Solomos returned to London, where he managed to sell a film outline to Ringo Starr that would be a potential vehicle for mutual friend (and star of the 1959 film Shadows directed by John Cassavetes ), actor Ben Carruthers. This financed a trip to Sparta in Greece, homeland of the Solomos family, where he visited his family's village.

USA

In 1974, Solomos moved to Philadelphia and lived in a house opposite the MOVE commune when it was notoriously bombed from a police helicopter, a tragedy that killed six adult residents and five children. Solomos published one last copy of ZERO in the early 1980s, which was dedicated to John Africa and the members of MOVE, many of whom were still in prison in the United States in 2009.

After moving to the first apartment block in the United States built with its own community studio and cable TV facility, Solomos started a reality TV series featuring some of the block's residents – which was later credited with being the inspiration for the NBC series The Golden Girls.

He also arranged for a filmed interview with Mumia Abu-Jamal on death row in Philadelphia – the last instance of such an interview, since the law was changed afterwards to prevent any similar media attention.
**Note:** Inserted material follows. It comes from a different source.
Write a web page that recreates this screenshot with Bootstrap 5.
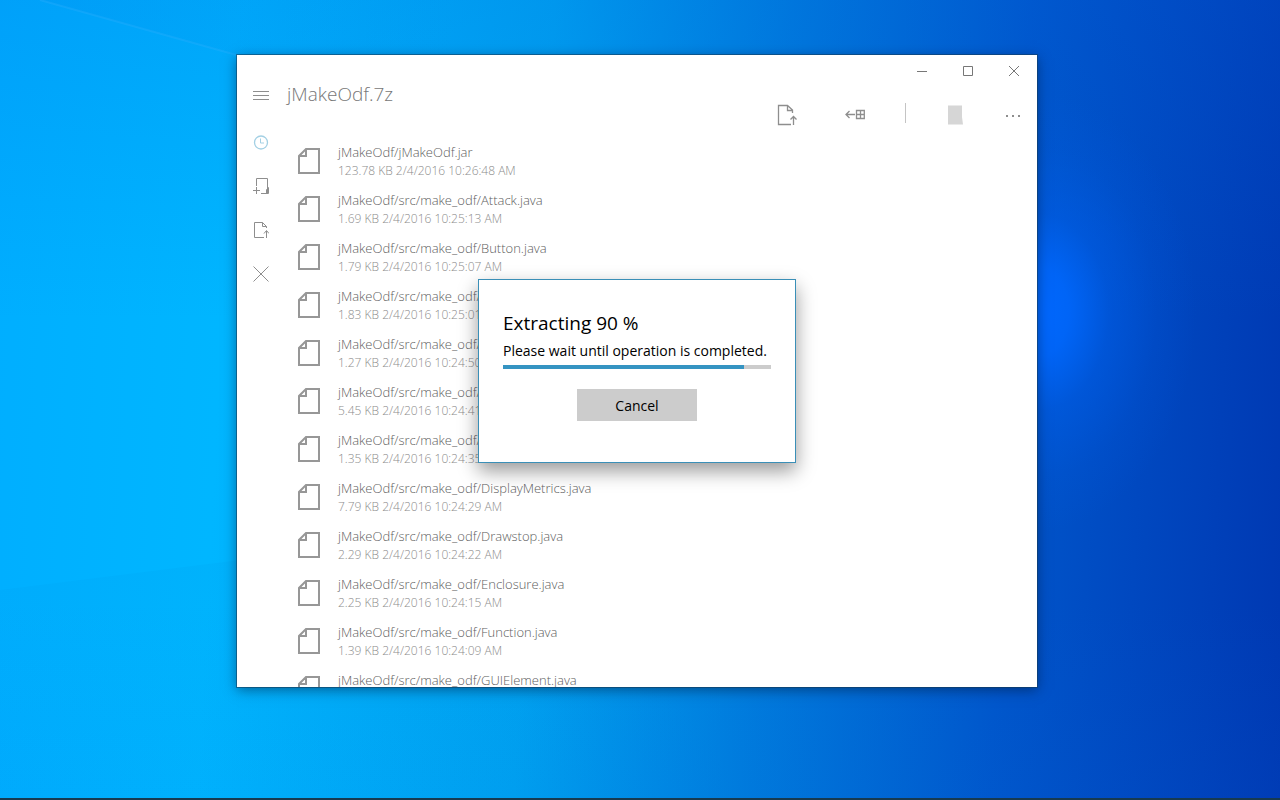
<!DOCTYPE html>
<html lang="en">
<head>
<meta charset="utf-8">
<meta name="viewport" content="width=device-width, initial-scale=1">
<title>jMakeOdf.7z</title>
<link href="https://cdn.jsdelivr.net/npm/bootstrap@5.3.0/dist/css/bootstrap.min.css" rel="stylesheet">
<style>
  body { font-family: "Open Sans", "Noto Sans", sans-serif; color: #000; }
  .desktop {
    background:
      radial-gradient(ellipse 160px 220px at 81% 39%, #0068ff 0%, rgba(0,104,255,.85) 20%, rgba(0,98,245,.4) 45%, rgba(0,96,240,.12) 75%, rgba(0,96,240,0) 100%),
      linear-gradient(180deg, rgba(0,100,225,.18) 0%, rgba(0,100,225,0) 40%, rgba(0,100,225,0) 75%, rgba(0,110,225,.08) 100%),
      linear-gradient(93deg, #00aeff 0%, #00b6ff 18%, #00a2f0 42%, #007adc 60%, #0056cb 78%, #0048c0 88%, #0038b2 100%);
  }
  .taskbar-edge { height: 2px; background: #173a50; z-index: 3; }
  .app-window {
    top: 55px; left: 237px; right: 243px; bottom: 113px;
    min-width: 480px; background: #fff;
    outline: 1px solid rgba(20,60,90,.55);
    box-shadow: 0 3px 12px rgba(0,20,50,.5);
  }
  .flat-btn { border: 0; background: none; padding: 0; color: #8e8e8e; display: flex; align-items: center; justify-content: center; }
  .flat-btn svg { display: block; }
  .caption-bar { height: 26px; }
  .caption-btn { width: 46px; height: 32px; color: #777; }
  .side-rail { width: 48px; }
  .menu-btn { height: 30px; margin-bottom: 9px; }
  .rail-btn { height: 44px; }
  .rail-active { color: #a3d0e4; }
  .head-bar { height: 56px; }
  .archive-name { font-size: 19px; line-height: 26px; font-weight: 300; color: #777; padding-left: 2px; }
  .tool-btn { width: 68px; height: 44px; }
  .more-btn { width: 48px; height: 44px; }
  .tool-rule { width: 1px; height: 20px; margin: 0 15px 4px 16px; background: #c4c4c4; }
  .file-row { height: 48px; padding-left: 13px; gap: 18px; color: #979797; }
  .file-name, .file-meta { white-space: nowrap; font-weight: 300; }
  .file-name { font-size: 13px; line-height: 20px; color: #606060; }
  .file-meta { font-size: 12px; line-height: 18px; color: #8c8c8c; }
  .dialog-box {
    width: 318px; height: 184px; padding: 29px 24px; background: #fff;
    border: 1px solid #3a8fb7; box-shadow: 0 8px 18px rgba(0,0,0,.4);
  }
  .dialog-title { font-size: 19px; line-height: 28px; font-weight: 400; }
  .dialog-text { font-size: 14px; line-height: 20px; white-space: nowrap; }
  .extract-bar { height: 4px; border-radius: 0; background: #ccc; }
  .extract-bar .progress-bar { background: #3594c2; }
  .cancel-btn { width: 120px; height: 32px; margin-top: 20px; border: 0; background: #ccc; font-size: 14px; color: #000; }
</style>
</head>
<body>
<div class="desktop position-relative vh-100 overflow-hidden">
  <svg class="position-absolute w-100 h-100" viewBox="0 0 1280 800" preserveAspectRatio="none" aria-hidden="true">
    <defs>
      <linearGradient id="beam-top" x1="40" y1="0" x2="460" y2="0" gradientUnits="userSpaceOnUse"><stop offset="0" stop-color="#0080e6" stop-opacity=".12"/><stop offset="1" stop-color="#0080e6" stop-opacity="0"/></linearGradient>
      <linearGradient id="beam-low" x1="0" y1="570" x2="0" y2="800" gradientUnits="userSpaceOnUse"><stop offset="0" stop-color="#0090e0" stop-opacity=".1"/><stop offset="1" stop-color="#0090e0" stop-opacity="0"/></linearGradient>
    </defs>
    <path d="M40 0L460 118V0Z" fill="url(#beam-top)"/>
    <path d="M40 0L240 56" stroke="#3cb4ff" stroke-width="2" opacity=".25"/>
    <path d="M0 590L720 500V800H0Z" fill="url(#beam-low)"/>
  </svg>

  <main class="app-window position-absolute d-flex flex-column">
    <header class="caption-bar d-flex justify-content-end flex-shrink-0">
      <button class="flat-btn caption-btn" type="button" aria-label="Minimize"><svg width="12" height="12" fill="none" stroke="currentColor"><path d="M1 6.500H11"/></svg></button>
      <button class="flat-btn caption-btn" type="button" aria-label="Maximize"><svg width="12" height="12" fill="none" stroke="currentColor"><path d="M1.500 1.500H10.500V10.500H1.500Z"/></svg></button>
      <button class="flat-btn caption-btn" type="button" aria-label="Close"><svg width="12" height="12" fill="none" stroke="currentColor"><path d="M1 1L11 11M11 1L1 11"/></svg></button>
    </header>

    <div class="d-flex flex-grow-1 overflow-hidden">
      <nav class="side-rail d-flex flex-column flex-shrink-0" aria-label="Archive">
        <button class="flat-btn menu-btn" type="button" aria-label="Menu"><svg width="16" height="10" fill="none" stroke="currentColor"><path d="M0 .500H16M0 4.500H16M0 8.500H16"/></svg></button>
        <button class="flat-btn rail-btn rail-active" type="button" aria-label="Recent"><svg width="16" height="16" fill="none" stroke="currentColor" stroke-width="1.300"><circle cx="8" cy="8.500" r="6.500"/><path d="M7.500 4.500V9H11" stroke-width="1"/></svg></button>
        <button class="flat-btn rail-btn" type="button" aria-label="New archive"><svg width="16" height="18" fill="none" stroke="currentColor"><path d="M3.500 9V1.500H14.500V16.500H8M0 13.500H7M3.500 10V17M13.500 16V12.500L15.500 10.500V16.500H13"/></svg></button>
        <button class="flat-btn rail-btn" type="button" aria-label="Extract"><svg width="16" height="18" fill="none" stroke="currentColor"><path d="M13.500 7V5.500L9.500 1.500H1.500V16.500H11M9.500 1.500V5.500H13.500M13.500 17V10M11 12.500L13.500 9.500L16 12.500"/></svg></button>
        <button class="flat-btn rail-btn" type="button" aria-label="Close archive"><svg width="16" height="16" fill="none" stroke="currentColor"><path d="M.500 .500L15.500 15.500M15.500 .500L.500 15.500"/></svg></button>
      </nav>

      <section class="d-flex flex-column flex-grow-1">
        <div class="head-bar d-flex flex-shrink-0">
          <h1 class="archive-name m-0 me-auto">jMakeOdf.7z</h1>
          <div class="d-flex align-self-end align-items-center">
            <button class="flat-btn tool-btn" type="button" aria-label="Extract file"><svg width="20" height="22" fill="none" stroke="currentColor" stroke-width="1.300"><path d="M15.500 9V6L10.500 1.500H1.500V20.500H14M10.500 1.500V6.500H15.500M16.500 21V13M13.500 15.500L16.500 12.500L19.500 15.500"/></svg></button>
            <button class="flat-btn tool-btn" type="button" aria-label="Select all"><svg width="20" height="12" fill="none" stroke="currentColor" stroke-width="1.300"><path d="M10 5.500H1M4.500 2L1 5.500L4.500 9M11.500 1.500H19.300V9.500H11.500ZM15.500 1.500V9.500M11.500 5.500H19.500"/></svg></button>
            <span class="tool-rule"></span>
            <button class="flat-btn tool-btn" type="button" aria-label="View"><svg width="16" height="20" fill="#d6d6d6"><path d="M1 .500H15V12L16 19.500H1Z"/></svg></button>
            <button class="flat-btn more-btn" type="button" aria-label="More"><svg width="16" height="4" fill="currentColor"><path d="M1 2H3V4H1ZM7 2H9V4H7ZM13 2H15V4H13Z"/></svg></button>
          </div>
        </div>
        <ul class="list-unstyled m-0" id="files"></ul>
      </section>
    </div>

    <div class="position-absolute top-0 start-0 w-100 h-100 d-flex align-items-center justify-content-center">
      <div class="dialog-box" role="dialog" aria-labelledby="dlg-title" aria-describedby="dlg-text">
        <h2 class="dialog-title m-0 mb-1" id="dlg-title">Extracting 90 %</h2>
        <p class="dialog-text m-0 mb-1" id="dlg-text">Please wait until operation is completed.</p>
        <div class="progress extract-bar" role="progressbar" aria-label="Extracting" aria-valuenow="90" aria-valuemin="0" aria-valuemax="100">
          <div class="progress-bar" style="width: 90%"></div>
        </div>
        <button class="cancel-btn d-block mx-auto" type="button">Cancel</button>
      </div>
    </div>
  </main>
  <div class="taskbar-edge position-absolute bottom-0 w-100"></div>
</div>

<script src="https://cdn.jsdelivr.net/npm/bootstrap@5.3.0/dist/js/bootstrap.bundle.min.js"></script>
<script>
  const files = [
    ["jMakeOdf.jar", "123.78 KB 2/4/2016 10:26:48 AM"],
    ["src/make_odf/Attack.java", "1.69 KB 2/4/2016 10:25:13 AM"],
    ["src/make_odf/Button.java", "1.79 KB 2/4/2016 10:25:07 AM"],
    ["src/make_odf/", "1.83 KB 2/4/2016 10:25:01 AM"],
    ["src/make_odf/", "1.27 KB 2/4/2016 10:24:50 AM"],
    ["src/make_odf/", "5.45 KB 2/4/2016 10:24:41 AM"],
    ["src/make_odf/", "1.35 KB 2/4/2016 10:24:35 AM"],
    ["src/make_odf/DisplayMetrics.java", "7.79 KB 2/4/2016 10:24:29 AM"],
    ["src/make_odf/Drawstop.java", "2.29 KB 2/4/2016 10:24:22 AM"],
    ["src/make_odf/Enclosure.java", "2.25 KB 2/4/2016 10:24:15 AM"],
    ["src/make_odf/Function.java", "1.39 KB 2/4/2016 10:24:09 AM"],
    ["src/make_odf/GUIElement.java", ""]
  ];
  document.getElementById("files").innerHTML = files.map(([name, meta]) => `
    <li class="file-row d-flex align-items-center">
      <svg class="flex-shrink-0" width="22" height="26" fill="none" stroke="currentColor" stroke-width="2" aria-hidden="true"><path d="M8 1H21V25H1V8ZM8 1V8H1"/></svg>
      <div>
        <div class="file-name">jMakeOdf/${name}</div>
        <div class="file-meta">${meta || "&nbsp;"}</div>
      </div>
    </li>`).join("");
</script>
</body>
</html>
The resulting film is on YouTube in three parts.

Europe

In 1986, Solomos returned to France to find the villagers who had helped him escape from the Nazis in occupied France. The International Herald Tribune managed to track down the son of the granddaughter who had initially rescued him from the apple tree and hidden him in the cellar.

Since 1999, Solomos published the on-line version of his film and culture magazine fiba.

In 1999, he was a guest at the Havana Film Festival, where he showed the Mumia Abu-Jamal documentary and a short film featuring Alice Walker, as well as being interviewed by Cuban television.

Death

George Solomos died at home in Catford, SE London, on November 8, 2010.

His second book is currently being translated into Spanish for publication in the next year. It is called Villa Alba, and is a novel based on some time he spent in Franco's Spain in the 1950s.